タケナカリー:というわけで、そういう食材たちを使ってカレーを作りましょうというのが今回の主旨。まぁ、そんな素晴らしい食材たちを「もったいないおばけ」って呼んじゃってるんですけどね(笑)。テーマとしては、スパイス陰陽師が、そういう食材たちから生まれてきたもったいないおばけを、カレーにして祓うぞという。
ーーわはは。すべてがつながった! さっきのCMの意味が今、完全に理解できました。
タケナカリー:ちなみに今回陰陽師として参加してくれるシェフが、僕に加えて、ソウダルアさん、伊藤盛さんのふたり。ソウダルアさんは、出張料理人で現代美食家。かなり独創的な「フードインスタレーション」という表現を取り入れた料理をされる方で、どんな料理を作ってくれるのかがとても楽しみです。

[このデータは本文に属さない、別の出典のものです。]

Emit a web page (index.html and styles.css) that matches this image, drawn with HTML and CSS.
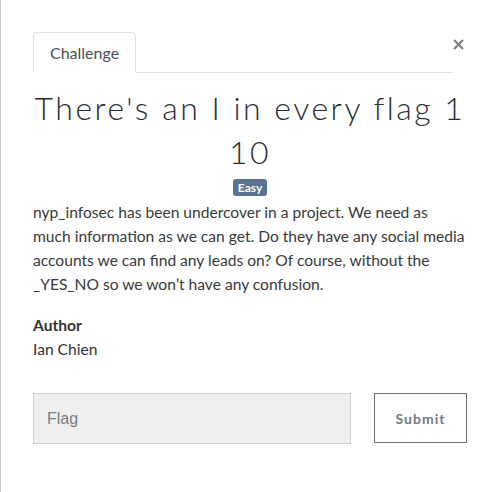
FILE: index.html
```html
<!DOCTYPE html>
<html lang="en">
<head>
<meta charset="utf-8">
<title>Challenge</title>
<link rel="stylesheet" href="styles.css">
</head>
<body>
<div class="modal">
  <div class="modal-header">
    <ul class="nav-tabs">
      <li class="tab active">Challenge</li>
    </ul>
    <button class="close" type="button" aria-label="Close">
      <svg width="11" height="11" viewBox="0 0 11 11"><path d="M1 1 L10 10 M10 1 L1 10" stroke="#7d7d7d" stroke-width="2" fill="none"/></svg>
    </button>
  </div>
  <h3 class="title">There's an I in every flag 1 10</h3>
  <div class="badge-row"><span class="badge">Easy</span></div>
  <p class="desc">nyp_infosec has been undercover in a project. We need as much information as we can get. Do they have any social media accounts we can find any leads on? Of course, without the _YES_NO so we won’t have any confusion.</p>
  <div class="author">
    <div class="author-label">Author</div>
    <div class="author-name">Ian Chien</div>
  </div>
  <form class="flag-form">
    <input class="flag-input" type="text" placeholder="Flag">
    <button class="submit" type="button">Submit</button>
  </form>
</div>
</body>
</html>
```

FILE: styles.css
```css
html, body {
  margin: 0;
  padding: 0;
  background: #fff;
}
.modal {
  box-sizing: border-box;
  min-height: 100vh;
  border-left: 1px solid #c9c9c9;
  padding: 32px 31px 20px 32px;
  font-family: Lato, "Liberation Sans", sans-serif;
  color: #333;
}
.modal-header {
  display: flex;
  align-items: flex-start;
}
.nav-tabs {
  flex: 1;
  list-style: none;
  margin: 0;
  padding: 0;
  display: flex;
  border-bottom: 1px solid #dee2e6;
}
.tab {
  box-sizing: border-box;
  height: 41px;
  margin-bottom: -1px;
  padding: 0 16px;
  border: 1px solid #dee2e6;
  border-bottom-color: #fff;
  border-radius: 4px 4px 0 0;
  font-size: 16px;
  line-height: 40px;
  color: #495057;
  background: #fff;
}
.close {
  width: 14px;
  padding: 0;
  margin: 7px 0 0 0;
  border: 0;
  background: none;
  line-height: 0;
  text-align: left;
  cursor: pointer;
}
.title {
  margin: 13px 0 0;
  text-align: center;
  font-family: Lato, sans-serif;
  font-weight: 300;
  font-size: 32px;
  line-height: 44px;
  letter-spacing: 2.5px;
  color: #2a2e33;
}
.badge-row {
  text-align: center;
  line-height: 0;
  margin-top: 5px;
}
.badge {
  display: inline-block;
  padding: 3px 5px;
  font-size: 12px;
  font-weight: 700;
  line-height: 11px;
  color: #fff;
  background: #5b7291;
  border-radius: 3px;
}
.desc {
  margin: 4px 0 17px;
  font-size: 15.6px;
  line-height: 24px;
  color: #3a3a3a;
}
.author {
  font-size: 15.6px;
  line-height: 24px;
  color: #333;
}
.author-label {
  font-weight: 700;
}
.flag-form {
  display: flex;
  gap: 23px;
  margin-top: 32px;
}
.flag-input {
  box-sizing: border-box;
  flex: 0 0 318px;
  height: 51px;
  margin: 0;
  padding: 0 13px;
  border: 1px solid #ced3d8;
  background: #efefef;
  font-family: "Liberation Sans", Arial, sans-serif;
  font-size: 16px;
  color: #495057;
  outline: none;
}
.flag-input::placeholder {
  color: #7b8085;
}
.submit {
  box-sizing: border-box;
  width: 93px;
  height: 50px;
  margin: 0;
  padding: 0;
  border: 1px solid #6c737b;
  background: #fff;
  font-family: Lato, sans-serif;
  font-size: 14px;
  font-weight: 700;
  letter-spacing: 1px;
  color: #747a82;
}
```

ーー出張料理という言葉のイメージをはるかに超えたパフォーマンスですね! 陰陽師としての力も確かそう。
タケナカリー:伊藤盛さんは、長く出張カレー活動をされている「東京カリ〜番長」のリーダーで、僕の大先輩ですね。こちらもライブクッキング風のパフォーマンスをお願いしようと思っています。
ーー単に会場でカレーを提供するのではなく、ライブ要素もあるイベントなんですね。まだまだ仕掛けがありそうで、すごく楽しみです!
ここであらためてイベント詳細を!
スパイス陰陽師のカレー店 〜もったいないおばけ祓い〜 powered by 渋谷渦渦
カレー愛とバイタリティにあふれるタケナカリーさん。その行動力とアイデアから生まれたイベント「スパイス陰陽師のカレー店 〜もったいないおばけ祓い〜」がどんなものになるのか、今から本当に楽しみだ。

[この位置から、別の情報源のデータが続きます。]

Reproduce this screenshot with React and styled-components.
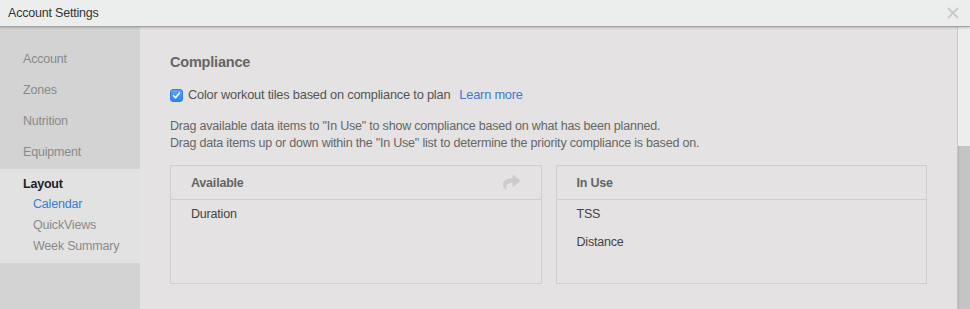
import React from "react";
import styled, { createGlobalStyle } from "styled-components";
import { FaShare } from "react-icons/fa";

const GlobalStyle = createGlobalStyle`
  html, body {
    margin: 0;
    padding: 0;
    overflow: hidden;
  }
  body {
    font-family: "Liberation Sans", Arial, Helvetica, sans-serif;
    font-size: 12.5px;
    letter-spacing: -0.2px;
    background: #e4e2e2;
  }
`;

const Window = styled.div`
  width: 970px;
  height: 309px;
  display: flex;
  flex-direction: column;
  overflow: hidden;
`;

const TitleBar = styled.header`
  height: 26px;
  flex: none;
  display: flex;
  align-items: center;
  justify-content: space-between;
  padding: 0 11px 0 8px;
  background: #eceeed;
  border-bottom: 1px solid #a3a3a3;
  box-shadow: 0 1px 2px rgba(0, 0, 0, 0.18);
  position: relative;
  z-index: 2;
`;

const Title = styled.h1`
  margin: 0;
  font-size: 12.5px;
  font-weight: normal;
  color: #333;
  line-height: 20px;
`;

const CloseButton = styled.button`
  border: 0;
  background: none;
  padding: 0;
  width: 12px;
  height: 12px;
  display: flex;
  cursor: pointer;
  svg {
    display: block;
  }
`;

const Body = styled.div`
  flex: 1;
  display: flex;
  min-height: 0;
`;

const Sidebar = styled.nav`
  width: 140px;
  flex: none;
  background: #d3d3d3;
  padding-top: 17px;
`;

const NavItem = styled.div`
  height: 31px;
  line-height: 31px;
  padding-left: 23px;
  color: #8a8a8a;
`;

const NavGroup = styled.div`
  margin-top: 1px;
  background: #e3e2e2;
  padding: 5px 0 6px;
`;

const GroupTitle = styled.div`
  line-height: 20px;
  padding-left: 23px;
  font-weight: bold;
  color: #222;
`;

const SubItem = styled.div`
  line-height: 21px;
  padding-left: 33px;
  color: ${(p) => (p.$active ? "#3a7bd0" : "#8a8a8a")};
`;

const Main = styled.main`
  flex: 1;
  padding: 25px 30px 0 30px;
  background: #e4e2e2;
`;

const Heading = styled.h2`
  margin: 0;
  font-size: 14.5px;
  line-height: 20px;
  font-weight: bold;
  color: #666;
`;

const CheckRow = styled.label`
  margin-top: 14px;
  display: flex;
  align-items: center;
  line-height: 18px;
  font-size: 12.8px;
  color: #555;
`;

const CheckBox = styled.span`
  width: 13px;
  height: 13px;
  border-radius: 3px;
  background: linear-gradient(#5ea4fb, #2f84f3);
  border: 1px solid #2d7ce0;
  box-sizing: border-box;
  display: flex;
  align-items: center;
  justify-content: center;
  margin-right: 5px;
`;

const LearnMore = styled.a`
  color: #3a7bd0;
  text-decoration: none;
  margin-left: 9px;
`;

const Description = styled.p`
  margin: 14px 0 0;
  line-height: 17px;
  color: #666;
`;

const Panels = styled.div`
  margin-top: 13px;
  display: grid;
  grid-template-columns: 1fr 1fr;
  gap: 14px;
`;

const Panel = styled.section`
  border: 1px solid #cfcdcd;
  height: 119px;
  box-sizing: border-box;
`;

const PanelHeader = styled.div`
  height: 33px;
  border-bottom: 1px solid #cfcdcd;
  display: flex;
  align-items: center;
  justify-content: space-between;
  padding: 0 21px 0 20px;
  font-weight: bold;
  color: #666;
`;

const PanelItem = styled.div`
  line-height: 28px;
  padding-left: 20px;
  color: #444;
`;

const Scrollbar = styled.div`
  width: 13px;
  flex: none;
  display: flex;
  flex-direction: column;
  border-left: 1px solid #c8c8c8;
  box-sizing: border-box;
  background: #eceeee;
`;

const ScrollTrack = styled.div`
  height: 119px;
`;

const ScrollThumb = styled.div`
  flex: 1;
  background: #c4c4c4;
  border-left: 1px solid #b5b5b5;
`;

const sidebarItems = ["Account", "Zones", "Nutrition", "Equipment"];
const layoutItems = ["Calendar", "QuickViews", "Week Summary"];

export default function App() {
  return (
    <Window>
      <GlobalStyle />
      <TitleBar>
        <Title>Account Settings</Title>
        <CloseButton aria-label="close">
          <svg width="12" height="12" viewBox="0 0 12 12">
            <path d="M1 1L11 11M11 1L1 11" stroke="#c8c8c8" strokeWidth="1.8" />
          </svg>
        </CloseButton>
      </TitleBar>
      <Body>
        <Sidebar>
          {sidebarItems.map((item) => (
            <NavItem key={item}>{item}</NavItem>
          ))}
          <NavGroup>
            <GroupTitle>Layout</GroupTitle>
            {layoutItems.map((item) => (
              <SubItem key={item} $active={item === "Calendar"}>
                {item}
              </SubItem>
            ))}
          </NavGroup>
        </Sidebar>
        <Main>
          <Heading>Compliance</Heading>
          <CheckRow>
            <CheckBox>
              <svg width="9" height="9" viewBox="0 0 9 9">
                <path
                  d="M1.6 4.8L3.6 6.8L7.4 2"
                  fill="none"
                  stroke="#fff"
                  strokeWidth="1.6"
                  strokeLinecap="round"
                  strokeLinejoin="round"
                />
              </svg>
            </CheckBox>
            Color workout tiles based on compliance to plan
            <LearnMore href="#">Learn more</LearnMore>
          </CheckRow>
          <Description>
            Drag available data items to "In Use" to show compliance based on what has been planned.
            <br />
            Drag data items up or down within the "In Use" list to determine the priority compliance is based on.
          </Description>
          <Panels>
            <Panel>
              <PanelHeader>
                Available
                <FaShare size={17} color="#cccccc" />
              </PanelHeader>
              <PanelItem>Duration</PanelItem>
            </Panel>
            <Panel>
              <PanelHeader>In Use</PanelHeader>
              <PanelItem>TSS</PanelItem>
              <PanelItem>Distance</PanelItem>
            </Panel>
          </Panels>
        </Main>
        <Scrollbar>
          <ScrollTrack />
          <ScrollThumb />
        </Scrollbar>
      </Body>
    </Window>
  );
}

ちなみにこの日の取材後、タケナカリーさんは、取材班一同にお手製のカレーをごちそうしてくれた。
ネパール風のチキンカレーで、第一印象は穏やかで優しいのに、食べすすめるにつれ、スパイスの効果で体がぽかぽかしてくる超本格派。爽やかな香りのネパール山椒「ティンブール」のアクセントも絶妙で、めちゃくちゃ美味しい!
取材中、そのあまりにもいい香りが店の周囲にまでもれ、カレー屋と間違えたお客さんが入ってきてしまったのには笑った。